Moved by divine inspiration to become a Discalced Carmelite, he overcame the repeated resistance of the city of Alcalá and of Philip II himself, who had twice obtained from Rome a dispensation annulling the vow Francis had made to become a religious. On April 12, 1598 in Madrid, he received the habit as a lay brother, making his profession on April 13, the following year.
Later sent to Valenza, at the request of the court, he succeeded with the municipal authorities, to found - as he had done in Alcalá - the house of St. Gregory for converts (1600), supported by the archbishop St John de Ribera, who had already known him in Madrid and who venerated him as a saint. He also took him with him on pastoral visits during which Francis taught catechism and worked wonders. He saved Valenza from the plague, assisted many pious works, setting up there a "custom house of the Child Jesus", a wardrobe and warehouse where he collected what was necessary for his poor.

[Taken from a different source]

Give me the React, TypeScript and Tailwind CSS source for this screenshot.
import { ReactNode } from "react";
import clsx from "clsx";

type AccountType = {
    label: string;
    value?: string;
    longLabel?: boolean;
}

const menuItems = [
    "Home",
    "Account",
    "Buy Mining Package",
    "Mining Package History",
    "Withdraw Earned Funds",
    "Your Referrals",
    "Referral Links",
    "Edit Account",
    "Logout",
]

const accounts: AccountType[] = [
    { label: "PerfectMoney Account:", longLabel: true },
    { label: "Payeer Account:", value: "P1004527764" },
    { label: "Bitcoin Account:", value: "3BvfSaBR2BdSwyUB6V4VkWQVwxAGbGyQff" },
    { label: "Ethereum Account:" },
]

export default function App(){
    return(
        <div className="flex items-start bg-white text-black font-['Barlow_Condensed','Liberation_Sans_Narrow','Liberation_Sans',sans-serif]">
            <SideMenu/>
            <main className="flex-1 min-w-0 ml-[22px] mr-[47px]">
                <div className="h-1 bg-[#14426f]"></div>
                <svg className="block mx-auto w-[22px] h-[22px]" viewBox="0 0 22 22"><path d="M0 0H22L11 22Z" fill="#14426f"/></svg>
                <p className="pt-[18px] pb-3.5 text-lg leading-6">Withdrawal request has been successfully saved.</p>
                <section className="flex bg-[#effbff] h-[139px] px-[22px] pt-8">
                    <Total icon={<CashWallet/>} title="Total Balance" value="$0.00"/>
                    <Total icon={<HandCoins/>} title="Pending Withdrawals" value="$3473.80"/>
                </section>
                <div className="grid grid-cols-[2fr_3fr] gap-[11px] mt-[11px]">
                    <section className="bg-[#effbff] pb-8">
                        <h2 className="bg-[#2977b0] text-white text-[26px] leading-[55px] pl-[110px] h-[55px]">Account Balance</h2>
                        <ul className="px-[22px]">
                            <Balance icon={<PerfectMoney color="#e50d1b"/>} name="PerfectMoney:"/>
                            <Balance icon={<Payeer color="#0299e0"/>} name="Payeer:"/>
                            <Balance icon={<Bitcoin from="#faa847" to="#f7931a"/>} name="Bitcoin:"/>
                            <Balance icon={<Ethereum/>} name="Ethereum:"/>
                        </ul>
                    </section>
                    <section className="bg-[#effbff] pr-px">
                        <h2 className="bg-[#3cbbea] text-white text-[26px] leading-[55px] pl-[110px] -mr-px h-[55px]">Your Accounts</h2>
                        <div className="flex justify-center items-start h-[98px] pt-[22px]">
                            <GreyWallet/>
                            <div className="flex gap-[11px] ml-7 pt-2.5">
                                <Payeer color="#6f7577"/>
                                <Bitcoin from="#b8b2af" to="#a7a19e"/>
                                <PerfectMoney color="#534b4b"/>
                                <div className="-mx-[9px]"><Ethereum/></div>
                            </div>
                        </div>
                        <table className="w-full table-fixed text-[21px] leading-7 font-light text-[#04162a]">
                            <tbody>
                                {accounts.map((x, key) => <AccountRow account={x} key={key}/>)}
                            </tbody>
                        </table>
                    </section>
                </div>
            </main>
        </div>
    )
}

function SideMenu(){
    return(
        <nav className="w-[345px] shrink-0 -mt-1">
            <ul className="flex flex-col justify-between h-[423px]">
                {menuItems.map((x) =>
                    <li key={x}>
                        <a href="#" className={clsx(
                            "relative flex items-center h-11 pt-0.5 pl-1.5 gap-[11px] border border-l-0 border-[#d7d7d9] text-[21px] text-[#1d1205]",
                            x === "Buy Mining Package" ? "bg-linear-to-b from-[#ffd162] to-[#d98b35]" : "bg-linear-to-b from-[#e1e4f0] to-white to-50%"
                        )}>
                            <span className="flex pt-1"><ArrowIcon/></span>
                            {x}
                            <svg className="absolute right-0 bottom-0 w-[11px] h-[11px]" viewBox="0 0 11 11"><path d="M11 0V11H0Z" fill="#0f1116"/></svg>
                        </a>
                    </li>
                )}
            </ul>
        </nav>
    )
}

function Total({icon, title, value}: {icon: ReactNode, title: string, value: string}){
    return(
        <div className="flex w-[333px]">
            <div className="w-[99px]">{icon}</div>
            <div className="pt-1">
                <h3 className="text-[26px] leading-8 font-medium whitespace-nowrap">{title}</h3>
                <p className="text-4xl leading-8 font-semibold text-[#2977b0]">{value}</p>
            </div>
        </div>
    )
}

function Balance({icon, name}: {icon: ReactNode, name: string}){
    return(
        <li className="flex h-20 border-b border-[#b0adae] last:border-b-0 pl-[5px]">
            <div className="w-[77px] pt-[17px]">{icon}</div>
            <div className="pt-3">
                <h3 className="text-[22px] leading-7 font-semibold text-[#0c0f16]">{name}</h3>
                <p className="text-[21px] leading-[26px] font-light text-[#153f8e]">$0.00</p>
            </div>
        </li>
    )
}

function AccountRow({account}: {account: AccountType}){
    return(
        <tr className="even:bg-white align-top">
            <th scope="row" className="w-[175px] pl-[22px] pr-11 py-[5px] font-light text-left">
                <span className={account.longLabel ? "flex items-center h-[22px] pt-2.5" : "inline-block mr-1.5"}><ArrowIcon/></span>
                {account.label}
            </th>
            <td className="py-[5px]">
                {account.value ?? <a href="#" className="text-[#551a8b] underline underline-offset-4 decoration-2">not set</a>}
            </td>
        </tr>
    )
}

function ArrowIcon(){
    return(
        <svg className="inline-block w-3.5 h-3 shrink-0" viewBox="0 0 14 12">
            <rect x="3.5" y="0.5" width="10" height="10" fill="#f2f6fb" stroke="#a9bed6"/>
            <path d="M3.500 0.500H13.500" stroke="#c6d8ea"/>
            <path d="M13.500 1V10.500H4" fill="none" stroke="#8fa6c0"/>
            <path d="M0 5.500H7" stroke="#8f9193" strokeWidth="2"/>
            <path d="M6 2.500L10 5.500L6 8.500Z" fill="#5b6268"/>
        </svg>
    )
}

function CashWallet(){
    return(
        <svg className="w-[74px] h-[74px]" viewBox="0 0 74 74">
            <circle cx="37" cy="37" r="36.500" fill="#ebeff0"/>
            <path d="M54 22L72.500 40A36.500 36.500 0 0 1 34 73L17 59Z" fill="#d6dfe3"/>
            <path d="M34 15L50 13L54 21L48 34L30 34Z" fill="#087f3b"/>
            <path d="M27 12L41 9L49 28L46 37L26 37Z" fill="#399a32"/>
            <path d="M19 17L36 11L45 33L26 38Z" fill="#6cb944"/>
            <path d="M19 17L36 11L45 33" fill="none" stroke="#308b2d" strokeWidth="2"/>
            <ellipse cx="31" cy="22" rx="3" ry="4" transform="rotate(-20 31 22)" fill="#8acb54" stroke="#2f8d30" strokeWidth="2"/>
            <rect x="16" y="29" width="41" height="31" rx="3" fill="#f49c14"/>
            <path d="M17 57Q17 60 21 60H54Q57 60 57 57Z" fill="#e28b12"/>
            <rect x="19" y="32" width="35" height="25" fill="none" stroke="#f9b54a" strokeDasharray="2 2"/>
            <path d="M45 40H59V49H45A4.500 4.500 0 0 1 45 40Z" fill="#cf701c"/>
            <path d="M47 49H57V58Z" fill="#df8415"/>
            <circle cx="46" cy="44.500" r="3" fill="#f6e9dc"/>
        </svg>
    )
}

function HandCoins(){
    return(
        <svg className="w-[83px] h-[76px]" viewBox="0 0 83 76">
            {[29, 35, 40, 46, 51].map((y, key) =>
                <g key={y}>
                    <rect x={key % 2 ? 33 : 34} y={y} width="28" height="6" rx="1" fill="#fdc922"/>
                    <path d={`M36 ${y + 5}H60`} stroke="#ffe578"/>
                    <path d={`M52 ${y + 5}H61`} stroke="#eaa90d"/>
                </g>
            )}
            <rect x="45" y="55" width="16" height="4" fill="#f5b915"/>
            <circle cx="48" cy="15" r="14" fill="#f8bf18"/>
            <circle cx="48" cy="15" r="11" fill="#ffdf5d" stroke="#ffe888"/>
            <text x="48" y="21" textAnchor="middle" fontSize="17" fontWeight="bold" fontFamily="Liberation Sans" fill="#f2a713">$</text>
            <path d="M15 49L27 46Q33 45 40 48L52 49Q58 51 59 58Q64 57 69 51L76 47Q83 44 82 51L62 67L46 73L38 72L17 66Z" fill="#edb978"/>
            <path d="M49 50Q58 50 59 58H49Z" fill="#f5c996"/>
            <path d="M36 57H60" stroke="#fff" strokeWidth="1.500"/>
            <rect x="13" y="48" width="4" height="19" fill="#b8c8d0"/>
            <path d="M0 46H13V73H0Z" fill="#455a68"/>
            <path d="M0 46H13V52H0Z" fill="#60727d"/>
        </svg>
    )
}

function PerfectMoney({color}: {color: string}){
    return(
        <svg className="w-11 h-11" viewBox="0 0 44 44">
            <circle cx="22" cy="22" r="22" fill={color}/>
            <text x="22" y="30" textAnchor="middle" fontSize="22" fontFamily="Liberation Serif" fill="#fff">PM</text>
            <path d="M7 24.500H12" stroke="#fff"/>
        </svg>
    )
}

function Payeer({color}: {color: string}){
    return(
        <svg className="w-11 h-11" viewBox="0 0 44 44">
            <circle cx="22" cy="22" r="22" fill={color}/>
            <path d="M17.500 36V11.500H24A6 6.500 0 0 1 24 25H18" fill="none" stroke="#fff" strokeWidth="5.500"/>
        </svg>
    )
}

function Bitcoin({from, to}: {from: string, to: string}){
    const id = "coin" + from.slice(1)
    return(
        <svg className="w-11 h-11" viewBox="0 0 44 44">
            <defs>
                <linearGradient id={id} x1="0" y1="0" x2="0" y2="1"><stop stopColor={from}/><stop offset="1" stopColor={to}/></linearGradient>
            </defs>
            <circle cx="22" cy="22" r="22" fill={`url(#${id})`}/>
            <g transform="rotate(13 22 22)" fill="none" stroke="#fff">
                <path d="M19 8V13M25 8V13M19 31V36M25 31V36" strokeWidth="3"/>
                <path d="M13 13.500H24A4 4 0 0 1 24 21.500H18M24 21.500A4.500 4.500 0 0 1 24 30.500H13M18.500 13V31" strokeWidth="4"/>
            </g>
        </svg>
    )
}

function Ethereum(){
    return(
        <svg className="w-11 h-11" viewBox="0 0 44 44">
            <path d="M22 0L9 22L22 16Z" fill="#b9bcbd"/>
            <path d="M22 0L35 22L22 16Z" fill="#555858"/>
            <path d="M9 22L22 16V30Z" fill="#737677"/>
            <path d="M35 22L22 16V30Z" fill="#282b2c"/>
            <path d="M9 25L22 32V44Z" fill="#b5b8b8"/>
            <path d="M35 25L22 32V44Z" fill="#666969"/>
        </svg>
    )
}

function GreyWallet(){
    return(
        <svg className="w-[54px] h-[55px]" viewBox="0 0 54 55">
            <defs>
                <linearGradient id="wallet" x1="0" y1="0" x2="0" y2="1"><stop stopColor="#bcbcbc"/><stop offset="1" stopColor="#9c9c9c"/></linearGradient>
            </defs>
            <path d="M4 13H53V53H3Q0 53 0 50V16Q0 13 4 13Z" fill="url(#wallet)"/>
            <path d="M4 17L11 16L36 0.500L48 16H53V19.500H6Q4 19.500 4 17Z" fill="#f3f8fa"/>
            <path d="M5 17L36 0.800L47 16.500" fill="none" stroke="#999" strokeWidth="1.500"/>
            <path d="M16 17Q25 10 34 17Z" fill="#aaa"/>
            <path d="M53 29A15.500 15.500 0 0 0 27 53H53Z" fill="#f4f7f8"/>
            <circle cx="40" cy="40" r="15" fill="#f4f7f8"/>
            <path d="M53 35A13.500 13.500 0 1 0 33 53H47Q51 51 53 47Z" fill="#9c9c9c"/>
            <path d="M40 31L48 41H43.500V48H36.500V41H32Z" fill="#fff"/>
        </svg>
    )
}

He was recalled under obedience to Madrid in December 1603. Shortly after, due to the continuous rush of people following Francis, the superiors, who did not view well his popularity and reputation for holiness and miracles that followed him, relegated him to the remote novitiate of Pastrana (Guadalajara) from where, for the same reason, he was transferred to the desert of Bolarque. But soon, besieged there by the crowds, he had to return to Pastrana and, finally, back to Madrid, followed everywhere by hordes of people.
To meet his superiors’ wishes, here he sought to escape from the faithful, in prayer and penance preparing himself for the death that he welcomed holily on December 26, 1604, exactly during the festivities for his Child Jesus.
On January 1, 1769, the decree on his heroic virtue was promulgated.